▸ WHAT IS ASKED: Output the entries word for word. Omit images.

# Start of GIVEN DATA

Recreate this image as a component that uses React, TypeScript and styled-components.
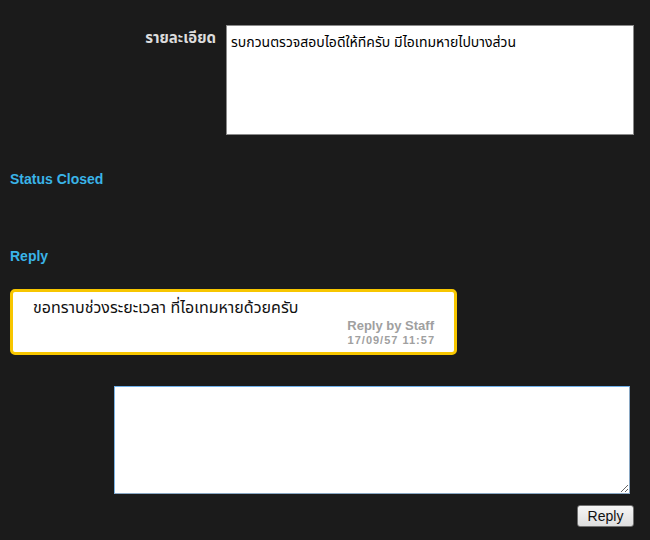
import React from "react"
import styled, { createGlobalStyle } from "styled-components"

const GlobalStyle = createGlobalStyle`
  html, body {
    margin: 0;
    padding: 0;
    background: #1b1b1b;
  }
  body {
    font-family: Tahoma, "Liberation Sans", "Noto Sans Thai", "Noto Sans", sans-serif;
  }
`

const Page = styled.div`
  width: 650px;
  height: 540px;
  box-sizing: border-box;
  padding: 25px 16px 0 10px;
  background: #1b1b1b;
  overflow: hidden;
`

const DetailRow = styled.div`
  display: grid;
  grid-template-columns: 206px 408px;
  align-items: start;
  column-gap: 10px;
`

const FieldLabel = styled.div`
  text-align: right;
  padding-top: 2px;
  font-size: 15px;
  font-weight: 700;
  color: #dcdcdc;
`

const DetailBox = styled.div`
  height: 110px;
  box-sizing: border-box;
  background: #fff;
  border: 1px solid #8a8a8a;
  padding: 8px 4px;
  font-size: 14px;
  color: #000;
  line-height: 17px;
`

const SectionTitle = styled.h3<{ $top: number }>`
  margin: ${(p) => p.$top}px 0 0;
  font-size: 14px;
  font-weight: 700;
  line-height: 17px;
  color: #3ab4e8;
`

const ReplyCard = styled.div`
  width: 447px;
  height: 66px;
  box-sizing: border-box;
  margin-top: 24px;
  background: #fff;
  border: 3px solid #f7c600;
  border-radius: 5px;
  padding: 5px 20px 0 20px;
`

const ReplyText = styled.div`
  font-size: 16px;
  line-height: 21px;
  color: #111;
`

const ReplyMeta = styled.div`
  text-align: right;
  font-weight: 700;
  color: #a0a0a0;
`

const MetaAuthor = styled.div`
  font-size: 13px;
  line-height: 15px;
`

const MetaDate = styled.div`
  font-size: 11px;
  line-height: 14px;
  letter-spacing: 1px;
  margin-right: -1px;
`

const ReplyForm = styled.div`
  margin-top: 31px;
  display: flex;
  flex-direction: column;
  align-items: flex-end;
`

const ReplyArea = styled.textarea`
  width: 516px;
  height: 108px;
  box-sizing: border-box;
  margin-right: 4px;
  border: 1px solid #8aa8c4;
  border-top-color: #6fb0ea;
  border-left-color: #7ab4e6;
  background: #fff;
  padding: 3px;
  font-family: inherit;
  font-size: 12px;
  outline: none;
  resize: both;
  display: block;
`

const SubmitButton = styled.button`
  margin-top: 11px;
  width: 57px;
  height: 22px;
  font-family: "Liberation Sans", Arial, sans-serif;
  font-size: 14px;
  color: #111;
  background: linear-gradient(#f6f6f6, #dedede);
  border: 1px solid #707070;
  border-radius: 3px;
  padding: 0;
  cursor: pointer;
`

export default function App() {
  return (
    <Page>
      <GlobalStyle />
      <DetailRow>
        <FieldLabel>รายละเอียด</FieldLabel>
        <DetailBox>รบกวนตรวจสอบไอดีให้ทีครับ มีไอเทมหายไปบางส่วน</DetailBox>
      </DetailRow>

      <SectionTitle $top={36}>Status Closed</SectionTitle>
      <SectionTitle $top={60}>Reply</SectionTitle>

      <ReplyCard>
        <ReplyText>ขอทราบช่วงระยะเวลา ที่ไอเทมหายด้วยครับ</ReplyText>
        <ReplyMeta>
          <MetaAuthor>Reply by Staff</MetaAuthor>
          <MetaDate>17/09/57 11:57</MetaDate>
        </ReplyMeta>
      </ReplyCard>

      <ReplyForm>
        <ReplyArea />
        <SubmitButton>Reply</SubmitButton>
      </ReplyForm>
    </Page>
  )
}
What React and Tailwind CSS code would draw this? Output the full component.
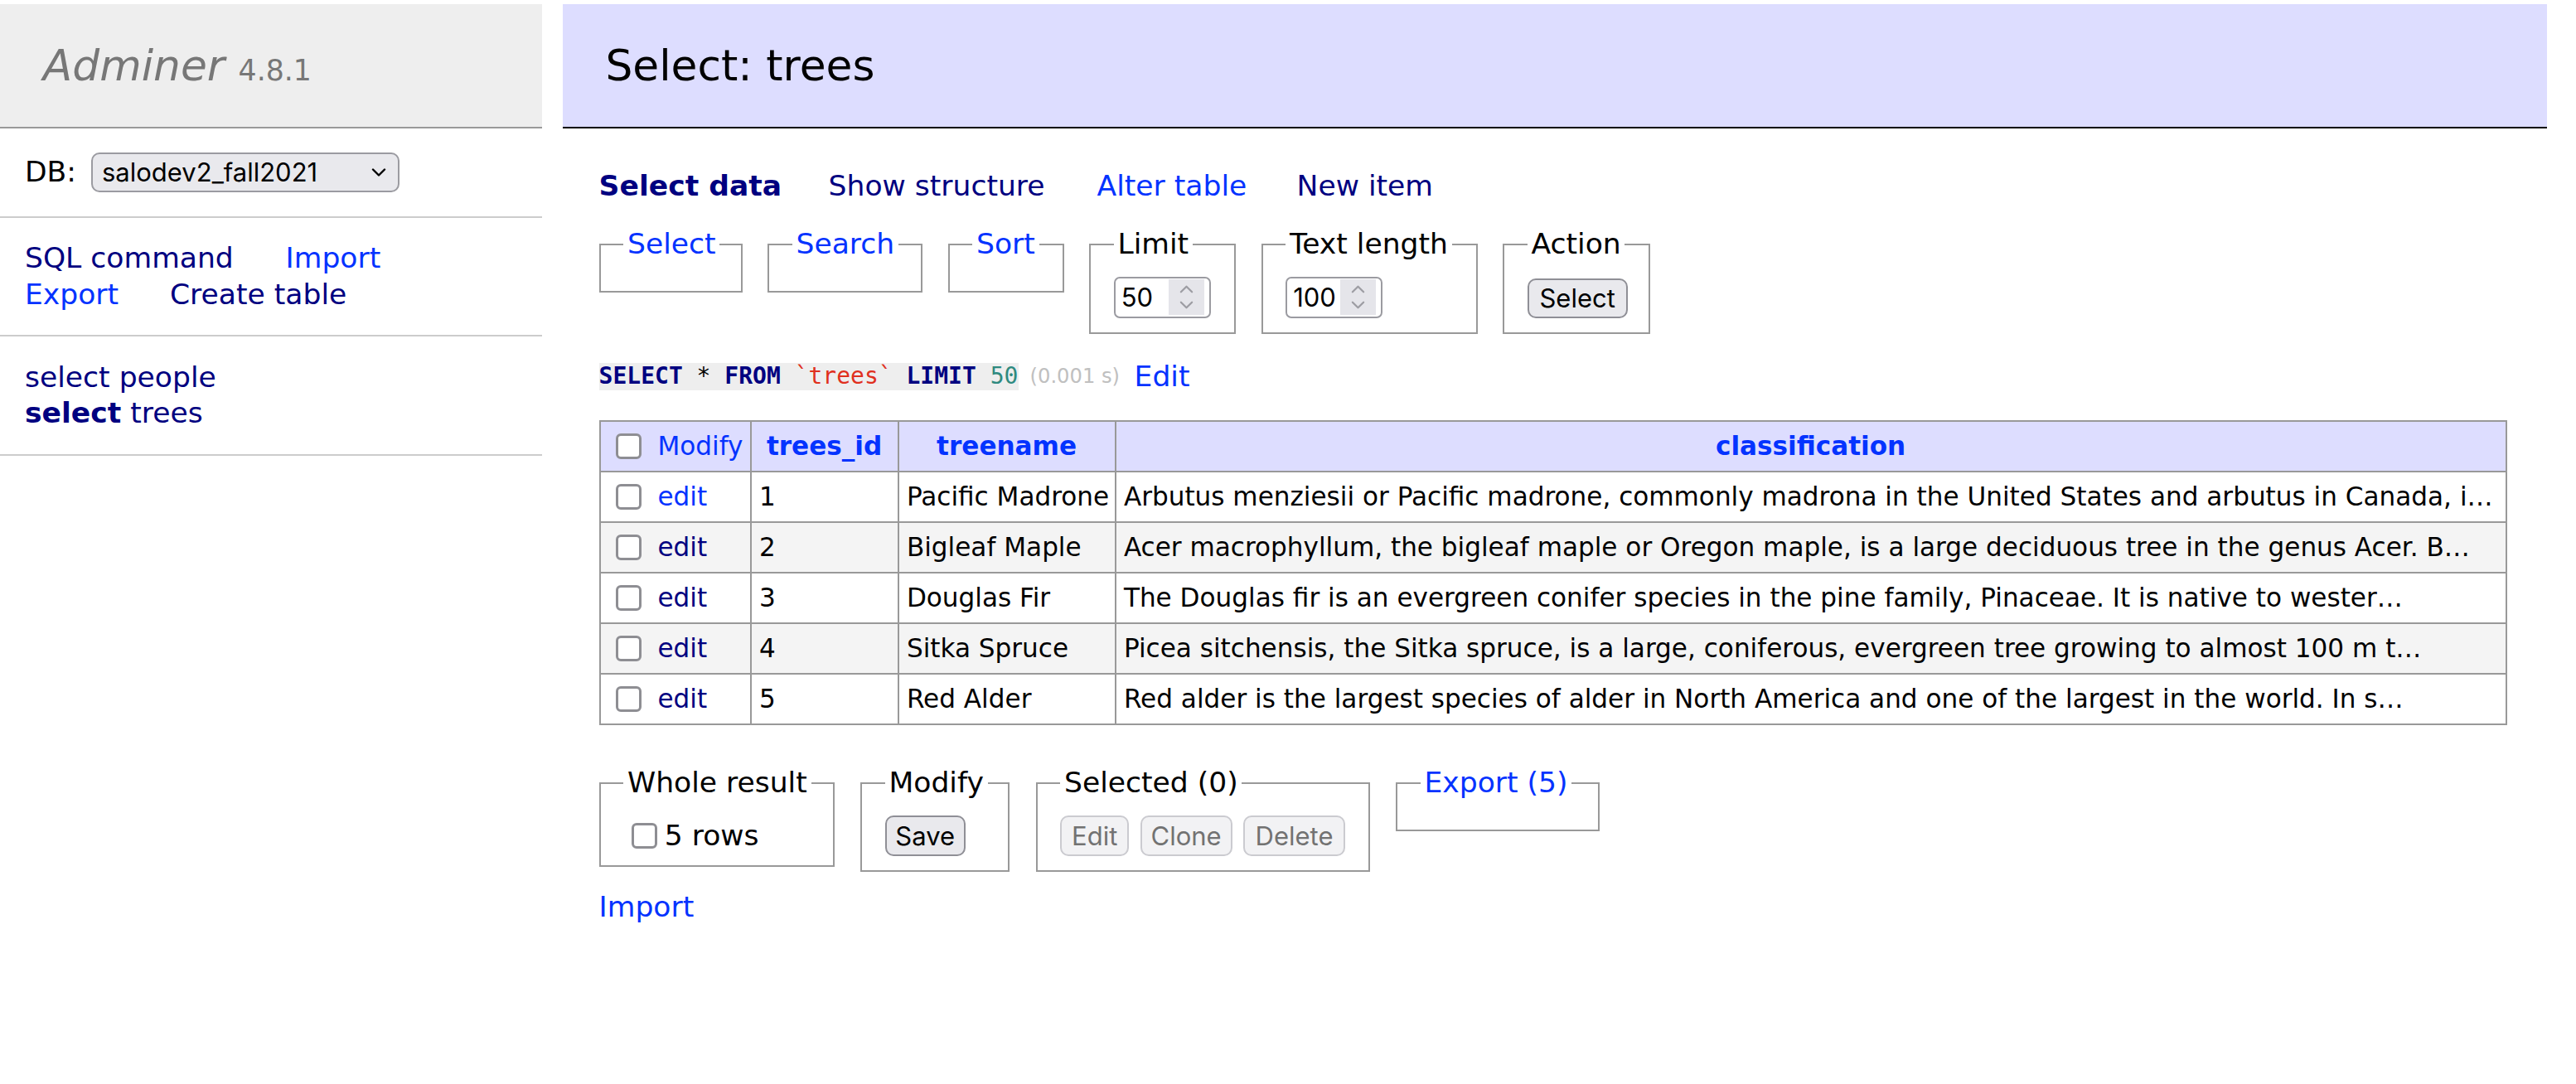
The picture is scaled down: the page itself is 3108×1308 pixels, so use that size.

# End of GIVEN DATA

▸ RESULT OF THIS TASK:
Recreate this image as a component that uses React, TypeScript and styled-components.
import React from "react"
import styled, { createGlobalStyle } from "styled-components"

const GlobalStyle = createGlobalStyle`
  html, body {
    margin: 0;
    padding: 0;
    background: #1b1b1b;
  }
  body {
    font-family: Tahoma, "Liberation Sans", "Noto Sans Thai", "Noto Sans", sans-serif;
  }
`

const Page = styled.div`
  width: 650px;
  height: 540px;
  box-sizing: border-box;
  padding: 25px 16px 0 10px;
  background: #1b1b1b;
  overflow: hidden;
`

const DetailRow = styled.div`
  display: grid;
  grid-template-columns: 206px 408px;
  align-items: start;
  column-gap: 10px;
`

const FieldLabel = styled.div`
  text-align: right;
  padding-top: 2px;
  font-size: 15px;
  font-weight: 700;
  color: #dcdcdc;
`

const DetailBox = styled.div`
  height: 110px;
  box-sizing: border-box;
  background: #fff;
  border: 1px solid #8a8a8a;
  padding: 8px 4px;
  font-size: 14px;
  color: #000;
  line-height: 17px;
`

const SectionTitle = styled.h3<{ $top: number }>`
  margin: ${(p) => p.$top}px 0 0;
  font-size: 14px;
  font-weight: 700;
  line-height: 17px;
  color: #3ab4e8;
`

const ReplyCard = styled.div`
  width: 447px;
  height: 66px;
  box-sizing: border-box;
  margin-top: 24px;
  background: #fff;
  border: 3px solid #f7c600;
  border-radius: 5px;
  padding: 5px 20px 0 20px;
`

const ReplyText = styled.div`
  font-size: 16px;
  line-height: 21px;
  color: #111;
`

const ReplyMeta = styled.div`
  text-align: right;
  font-weight: 700;
  color: #a0a0a0;
`

const MetaAuthor = styled.div`
  font-size: 13px;
  line-height: 15px;
`

const MetaDate = styled.div`
  font-size: 11px;
  line-height: 14px;
  letter-spacing: 1px;
  margin-right: -1px;
`

const ReplyForm = styled.div`
  margin-top: 31px;
  display: flex;
  flex-direction: column;
  align-items: flex-end;
`

const ReplyArea = styled.textarea`
  width: 516px;
  height: 108px;
  box-sizing: border-box;
  margin-right: 4px;
  border: 1px solid #8aa8c4;
  border-top-color: #6fb0ea;
  border-left-color: #7ab4e6;
  background: #fff;
  padding: 3px;
  font-family: inherit;
  font-size: 12px;
  outline: none;
  resize: both;
  display: block;
`

const SubmitButton = styled.button`
  margin-top: 11px;
  width: 57px;
  height: 22px;
  font-family: "Liberation Sans", Arial, sans-serif;
  font-size: 14px;
  color: #111;
  background: linear-gradient(#f6f6f6, #dedede);
  border: 1px solid #707070;
  border-radius: 3px;
  padding: 0;
  cursor: pointer;
`

export default function App() {
  return (
    <Page>
      <GlobalStyle />
      <DetailRow>
        <FieldLabel>รายละเอียด</FieldLabel>
        <DetailBox>รบกวนตรวจสอบไอดีให้ทีครับ มีไอเทมหายไปบางส่วน</DetailBox>
      </DetailRow>

      <SectionTitle $top={36}>Status Closed</SectionTitle>
      <SectionTitle $top={60}>Reply</SectionTitle>

      <ReplyCard>
        <ReplyText>ขอทราบช่วงระยะเวลา ที่ไอเทมหายด้วยครับ</ReplyText>
        <ReplyMeta>
          <MetaAuthor>Reply by Staff</MetaAuthor>
          <MetaDate>17/09/57 11:57</MetaDate>
        </ReplyMeta>
      </ReplyCard>

      <ReplyForm>
        <ReplyArea />
        <SubmitButton>Reply</SubmitButton>
      </ReplyForm>
    </Page>
  )
}
What React and Tailwind CSS code would draw this? Output the full component.
The picture is scaled down: the page itself is 3108×1308 pixels, so use that size.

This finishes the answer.